Info Image

Preparing for the ‘Great Crypto Migration’ by Embracing a Quantum Future

Preparing for the ‘Great Crypto Migration’ by Embracing a Quantum Future Image Credit: Sashkin/BigStockPhoto.com

In October last year, the Biden White House announced its National Cybersecurity Strategy, urging a more robust collaboration between the private and public sectors to fortify the nation’s cybersecurity posture.

The strategy underscored the crucial role of emerging technologies in combating threats to the United States and its global partners. Consequently, the government has made clear its intent to invest in a gamut of advanced technologies, which include applications in cyber and space domains, missile defeat capabilities, trusted artificial intelligence, and quantum systems, aiming for swift deployment of new capabilities on the battlefield.

This occurred after the Biden Administration asserted its commitment to quantum readiness by issuing NSM-10 earlier in 2022, and NSM-8 prior to that. The well-named ‘National Security Memorandum on Promoting United States Leadership in Quantum Computing While Mitigating Risks to Vulnerable Cryptographic Systems’ outlines a series of deadlines for government agencies to prepare their information systems for the quantum era. It charts the process for a timely transition of the nation’s cryptographic systems to quantum-resistant cryptography.
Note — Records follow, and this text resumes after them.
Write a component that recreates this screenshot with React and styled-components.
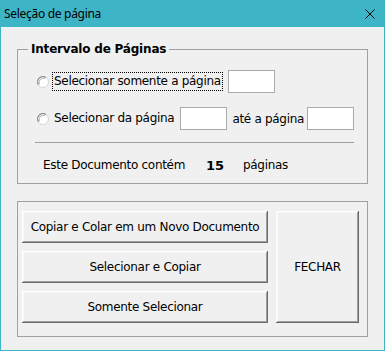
import React, { useState } from "react";
import styled, { createGlobalStyle } from "styled-components";

const GlobalStyle = createGlobalStyle`
  html, body {
    margin: 0;
    padding: 0;
    background: #ffffff;
  }
  * {
    box-sizing: border-box;
  }
`;

const Window = styled.div`
  width: 385px;
  height: 351px;
  display: flex;
  flex-direction: column;
  background: #f0f0f0;
  border: 1px solid #3db5c7;
  border-top: none;
  font-family: "DejaVu Sans", Tahoma, sans-serif;
  font-size: 12px;
  letter-spacing: -0.3px;
  color: #000;
`;

const TitleBar = styled.div`
  height: 27px;
  margin: 0 -1px;
  padding: 0 10px 0 4px;
  display: flex;
  align-items: center;
  justify-content: space-between;
  background: #3db5c7;
  font-family: "Noto Sans", "Open Sans", sans-serif;
  font-size: 12px;
  letter-spacing: -0.3px;
  color: #000;
`;

const CloseIcon = () => (
  <svg width="10" height="10" viewBox="0 0 10 10">
    <path d="M0.5 0.5 L9.5 9.5 M9.5 0.5 L0.5 9.5" stroke="#000" strokeWidth="1" />
  </svg>
);

const Body = styled.div`
  flex: 1;
  display: flex;
  flex-direction: column;
  padding: 13px 16px 0 16px;
`;

const Frame = styled.fieldset`
  margin: 0;
  min-width: 0;
  border: 1px solid #a0a0a0;
  padding: ${(p) => p.$pad};
  margin-top: ${(p) => p.$top || 0}px;
`;

const Legend = styled.legend`
  margin-left: 10px;
  padding: 0 3px;
  line-height: 18px;
  font-weight: bold;
  font-size: 12px;
  letter-spacing: -0.2px;
`;

const OptionRow = styled.div`
  display: flex;
  align-items: center;
  height: 23px;
  padding-left: 19px;
  margin-top: ${(p) => p.$top || 0}px;
`;

const RadioIcon = () => (
  <svg width="12" height="12" viewBox="0 0 12 12" style={{ flex: "none" }}>
    <circle cx="6" cy="6" r="5.5" fill="#fff" stroke="#d4d4d4" />
    <path d="M1.3 8.9 A5.5 5.5 0 0 1 8.9 1.3" fill="none" stroke="#7a7a7a" />
    <path d="M2.4 8 A4.3 4.3 0 0 1 8 2.4" fill="none" stroke="#a8a8a8" />
  </svg>
);

const OptionLabel = styled.label`
  margin-left: 3px;
  padding: 1px 1px 2px 1px;
  border: 1px dotted ${(p) => (p.$focused ? "#000" : "transparent")};
  white-space: nowrap;
`;

const Text = styled.span`
  margin: 0 ${(p) => p.$right || 0}px 0 ${(p) => p.$left || 0}px;
  white-space: nowrap;
`;

const TextBox = styled.input`
  width: 47px;
  height: 23px;
  margin-left: ${(p) => p.$left || 0}px;
  border: 1px solid #ababab;
  background: #fff;
  padding: 0 3px;
  font: inherit;
  outline: none;
`;

const Separator = styled.div`
  height: 1px;
  width: 319px;
  margin: 12px 0 0 17px;
  background: #a0a0a0;
`;

const InfoRow = styled.div`
  display: grid;
  grid-template-columns: 163px 37px auto;
  align-items: center;
  height: 16px;
  margin-top: 14px;
  padding-left: 25px;
`;

const Count = styled.span`
  font-weight: bold;
  font-size: 13px;
  letter-spacing: 0;
`;

const ButtonGrid = styled.div`
  display: grid;
  grid-template-columns: 246px 83px;
  grid-template-rows: repeat(3, 32px);
  gap: 8px;
`;

const Button = styled.button`
  grid-column: ${(p) => (p.$tall ? "2" : "1")};
  grid-row: ${(p) => (p.$tall ? "1 / span 3" : "auto")};
  margin: 0;
  padding: 0;
  border: none;
  background: #f0f0f0;
  box-shadow: inset -1px -1px 0 #696969, inset 1px 1px 0 #ffffff,
    inset -2px -2px 0 #a0a0a0, inset 2px 2px 0 #f8f8f8;
  font: inherit;
  letter-spacing: -0.3px;
  color: #000;
  cursor: pointer;
`;

export default function App() {
  const [single, setSingle] = useState("");
  const [from, setFrom] = useState("");
  const [to, setTo] = useState("");

  return (
    <>
      <GlobalStyle />
      <Window>
        <TitleBar>
          <span>Seleção de página</span>
          <CloseIcon />
        </TitleBar>
        <Body>
          <Frame $pad="12px 0 10px 0">
            <Legend>Intervalo de Páginas</Legend>
            <OptionRow>
              <RadioIcon />
              <OptionLabel $focused>Selecionar somente a página</OptionLabel>
              <TextBox $left={5} value={single} onChange={(e) => setSingle(e.target.value)} />
            </OptionRow>
            <OptionRow $top={14}>
              <RadioIcon />
              <OptionLabel>Selecionar da página</OptionLabel>
              <TextBox $left={4} value={from} onChange={(e) => setFrom(e.target.value)} />
              <Text $left={5} $right={3}>até a página</Text>
              <TextBox value={to} onChange={(e) => setTo(e.target.value)} />
            </OptionRow>
            <Separator />
            <InfoRow>
              <span>Este Documento contém</span>
              <Count>15</Count>
              <span>páginas</span>
            </InfoRow>
          </Frame>
          <Frame $pad="9px 0 13px 4px" $top={17}>
            <ButtonGrid>
              <Button>Copiar e Colar em um Novo Documento</Button>
              <Button $tall>FECHAR</Button>
              <Button>Selecionar e Copiar</Button>
              <Button>Somente Selecionar</Button>
            </ButtonGrid>
          </Frame>
        </Body>
      </Window>
    </>
  );
}
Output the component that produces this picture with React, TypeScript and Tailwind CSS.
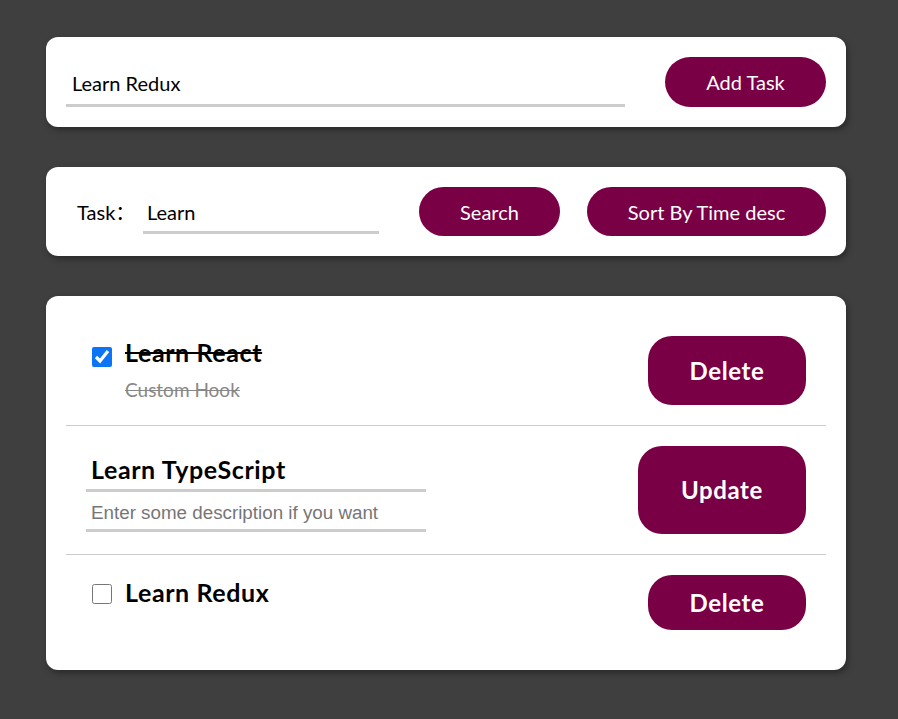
import React from 'react';

const ui = { fontFamily: 'Lato, "Noto Sans CJK SC", sans-serif' };

export default function App() {
  return (
    <div className="min-h-[719px] w-full bg-[#3f3f3f] pt-[37px]" style={ui}>
      <div className="ml-[46px] w-[800px] flex flex-col gap-10">
        {/* add task */}
        <div className="flex items-center justify-between rounded-xl bg-white px-5 py-5 shadow-[2px_3px_6px_rgba(0,0,0,0.35)]">
          <input
            defaultValue="Learn Redux"
            className="w-[559px] h-[49px] border-b-[3px] border-[#cccccc] px-1.5 pt-1 text-[20px] text-black outline-none"
          />
          <button className="h-[50px] w-[161px] rounded-full bg-[#7a0046] text-[20px] text-white">Add Task</button>
        </div>

        {/* search */}
        <div className="flex items-center rounded-xl bg-white px-5 py-5 shadow-[2px_3px_6px_rgba(0,0,0,0.35)]">
          <span className="ml-[11px] w-[66px] text-[20px] text-black">Task：</span>
          <input
            defaultValue="Learn"
            className="w-[236px] h-[45px] border-b-[3px] border-[#cccccc] px-1 pt-1 text-[20px] text-black outline-none"
          />
          <button className="ml-10 h-[49px] w-[141px] rounded-full bg-[#7a0046] text-[20px] text-white">Search</button>
          <button className="ml-[27px] h-[49px] w-[239px] rounded-full bg-[#7a0046] text-[20px] text-white">Sort By Time desc</button>
        </div>

        {/* list */}
        <div className="flex flex-col rounded-xl bg-white p-5 shadow-[2px_3px_6px_rgba(0,0,0,0.35)]">
          <div className="flex items-start justify-between p-5">
            <div className="flex items-start">
              <input type="checkbox" defaultChecked className="ml-1.5 mt-[11px] h-5 w-5 accent-[#0b75f5]" />
              <div className="ml-[13px] flex flex-col">
                <span className="text-[25px] font-bold leading-8 tracking-[0.6px] text-black line-through">Learn React</span>
                <span className="mt-[10px] text-[19px] leading-6 text-[#888888] line-through">Custom Hook</span>
              </div>
            </div>
            <button className="h-[69px] w-[158px] rounded-[24px] bg-[#7a0046] text-[24px] font-bold tracking-[0.6px] text-white">Delete</button>
          </div>
          <div className="h-px bg-[#cccccc]" />
          <div className="flex items-start justify-between p-5">
            <div className="flex w-[340px] flex-col">
              <input
                defaultValue="Learn TypeScript"
                className="h-[46px] border-b-[3px] border-[#cccccc] px-[5px] pt-0.5 text-[25px] font-bold tracking-[0.6px] text-black outline-none"
              />
              <input
                placeholder="Enter some description if you want"
                className="h-[40px] border-b-[3px] border-[#cccccc] px-[5px] pt-1 text-[18.8px] text-black outline-none placeholder:text-[#767676]"
                style={{ fontFamily: '"Liberation Sans", Arial, sans-serif' }}
              />
            </div>
            <button className="h-[88px] w-[168px] rounded-[24px] bg-[#7a0046] text-[24px] font-bold tracking-[0.6px] text-white">Update</button>
          </div>
          <div className="h-px bg-[#cccccc]" />
          <div className="flex items-start justify-between p-5">
            <div className="flex items-start">
              <input type="checkbox" className="ml-1.5 mt-[9px] h-5 w-5" />
              <span className="ml-[13px] pt-[1px] text-[25px] font-bold leading-8 tracking-[0.6px] text-black">Learn Redux</span>
            </div>
            <button className="h-[55px] w-[158px] rounded-[24px] bg-[#7a0046] text-[24px] font-bold tracking-[0.6px] text-white">Delete</button>
          </div>
        </div>
      </div>
    </div>
  );
}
The Alliance for Telecommunications Industry Solutions welcomed the federal government’s insurance for quantum readiness. March of 2022, the ATIS launched a whitepaper that focused on the threat to network providers, stating “that quantum’s computational power will eventually compromise current encryption algorithms widely used by network operators. New cryptography algorithms and technologies will be required to secure communications and data against the threat of quantum computers. Although quantum computing is still in the early stages of development, network operators should begin to understand its implications on current communications and data management.”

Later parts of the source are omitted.